| RECORDS |
:::
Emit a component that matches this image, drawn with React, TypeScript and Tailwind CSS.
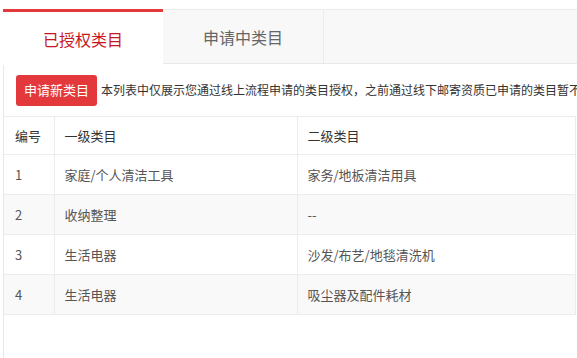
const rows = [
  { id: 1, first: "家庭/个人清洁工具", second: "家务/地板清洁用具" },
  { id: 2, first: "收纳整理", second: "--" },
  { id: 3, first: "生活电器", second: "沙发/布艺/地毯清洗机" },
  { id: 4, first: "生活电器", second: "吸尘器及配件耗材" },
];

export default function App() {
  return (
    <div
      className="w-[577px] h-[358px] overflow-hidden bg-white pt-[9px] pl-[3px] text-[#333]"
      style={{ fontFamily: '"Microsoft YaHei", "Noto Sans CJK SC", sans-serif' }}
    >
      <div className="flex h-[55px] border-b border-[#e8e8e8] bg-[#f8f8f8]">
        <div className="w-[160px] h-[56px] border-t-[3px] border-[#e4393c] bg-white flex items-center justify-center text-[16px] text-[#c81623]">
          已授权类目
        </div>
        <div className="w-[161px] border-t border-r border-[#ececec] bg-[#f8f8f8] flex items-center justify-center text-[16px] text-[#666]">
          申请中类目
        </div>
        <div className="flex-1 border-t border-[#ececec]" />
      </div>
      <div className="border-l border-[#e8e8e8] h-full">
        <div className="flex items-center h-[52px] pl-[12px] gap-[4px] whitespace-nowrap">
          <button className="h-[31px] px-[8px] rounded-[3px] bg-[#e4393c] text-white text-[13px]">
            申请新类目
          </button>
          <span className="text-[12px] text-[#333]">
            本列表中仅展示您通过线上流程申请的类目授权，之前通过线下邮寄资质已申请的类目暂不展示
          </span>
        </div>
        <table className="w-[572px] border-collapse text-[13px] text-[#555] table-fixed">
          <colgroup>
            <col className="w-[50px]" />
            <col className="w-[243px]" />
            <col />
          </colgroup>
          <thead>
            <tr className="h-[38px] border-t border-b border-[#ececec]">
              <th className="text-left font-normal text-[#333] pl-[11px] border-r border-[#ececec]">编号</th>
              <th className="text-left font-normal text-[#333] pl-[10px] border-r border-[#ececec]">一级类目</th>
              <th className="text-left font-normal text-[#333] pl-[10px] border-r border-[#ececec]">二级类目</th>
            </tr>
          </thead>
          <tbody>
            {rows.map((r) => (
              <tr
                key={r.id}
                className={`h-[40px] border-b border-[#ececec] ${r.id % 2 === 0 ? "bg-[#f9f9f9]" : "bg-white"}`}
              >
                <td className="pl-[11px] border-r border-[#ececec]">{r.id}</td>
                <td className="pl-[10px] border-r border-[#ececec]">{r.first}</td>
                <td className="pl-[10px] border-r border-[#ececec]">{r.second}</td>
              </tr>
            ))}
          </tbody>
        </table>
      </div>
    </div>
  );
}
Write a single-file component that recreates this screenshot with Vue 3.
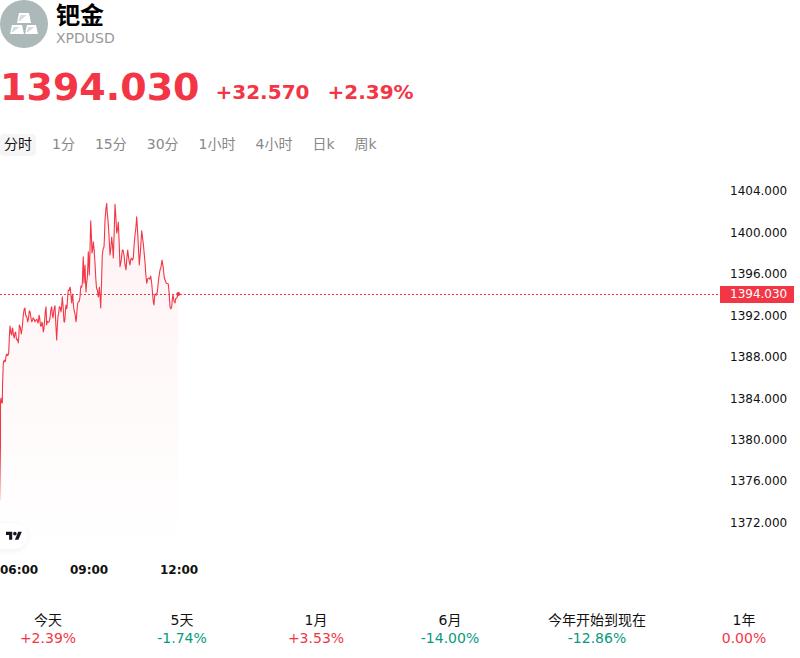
:::
| WHAT YOU NEED TO DO |
From start to finish, output the listing exactly, but omit its pictures.

| FINISHED TASK |
Emit a component that matches this image, drawn with React, TypeScript and Tailwind CSS.
const rows = [
  { id: 1, first: "家庭/个人清洁工具", second: "家务/地板清洁用具" },
  { id: 2, first: "收纳整理", second: "--" },
  { id: 3, first: "生活电器", second: "沙发/布艺/地毯清洗机" },
  { id: 4, first: "生活电器", second: "吸尘器及配件耗材" },
];

export default function App() {
  return (
    <div
      className="w-[577px] h-[358px] overflow-hidden bg-white pt-[9px] pl-[3px] text-[#333]"
      style={{ fontFamily: '"Microsoft YaHei", "Noto Sans CJK SC", sans-serif' }}
    >
      <div className="flex h-[55px] border-b border-[#e8e8e8] bg-[#f8f8f8]">
        <div className="w-[160px] h-[56px] border-t-[3px] border-[#e4393c] bg-white flex items-center justify-center text-[16px] text-[#c81623]">
          已授权类目
        </div>
        <div className="w-[161px] border-t border-r border-[#ececec] bg-[#f8f8f8] flex items-center justify-center text-[16px] text-[#666]">
          申请中类目
        </div>
        <div className="flex-1 border-t border-[#ececec]" />
      </div>
      <div className="border-l border-[#e8e8e8] h-full">
        <div className="flex items-center h-[52px] pl-[12px] gap-[4px] whitespace-nowrap">
          <button className="h-[31px] px-[8px] rounded-[3px] bg-[#e4393c] text-white text-[13px]">
            申请新类目
          </button>
          <span className="text-[12px] text-[#333]">
            本列表中仅展示您通过线上流程申请的类目授权，之前通过线下邮寄资质已申请的类目暂不展示
          </span>
        </div>
        <table className="w-[572px] border-collapse text-[13px] text-[#555] table-fixed">
          <colgroup>
            <col className="w-[50px]" />
            <col className="w-[243px]" />
            <col />
          </colgroup>
          <thead>
            <tr className="h-[38px] border-t border-b border-[#ececec]">
              <th className="text-left font-normal text-[#333] pl-[11px] border-r border-[#ececec]">编号</th>
              <th className="text-left font-normal text-[#333] pl-[10px] border-r border-[#ececec]">一级类目</th>
              <th className="text-left font-normal text-[#333] pl-[10px] border-r border-[#ececec]">二级类目</th>
            </tr>
          </thead>
          <tbody>
            {rows.map((r) => (
              <tr
                key={r.id}
                className={`h-[40px] border-b border-[#ececec] ${r.id % 2 === 0 ? "bg-[#f9f9f9]" : "bg-white"}`}
              >
                <td className="pl-[11px] border-r border-[#ececec]">{r.id}</td>
                <td className="pl-[10px] border-r border-[#ececec]">{r.first}</td>
                <td className="pl-[10px] border-r border-[#ececec]">{r.second}</td>
              </tr>
            ))}
          </tbody>
        </table>
      </div>
    </div>
  );
}
Write a single-file component that recreates this screenshot with Vue 3.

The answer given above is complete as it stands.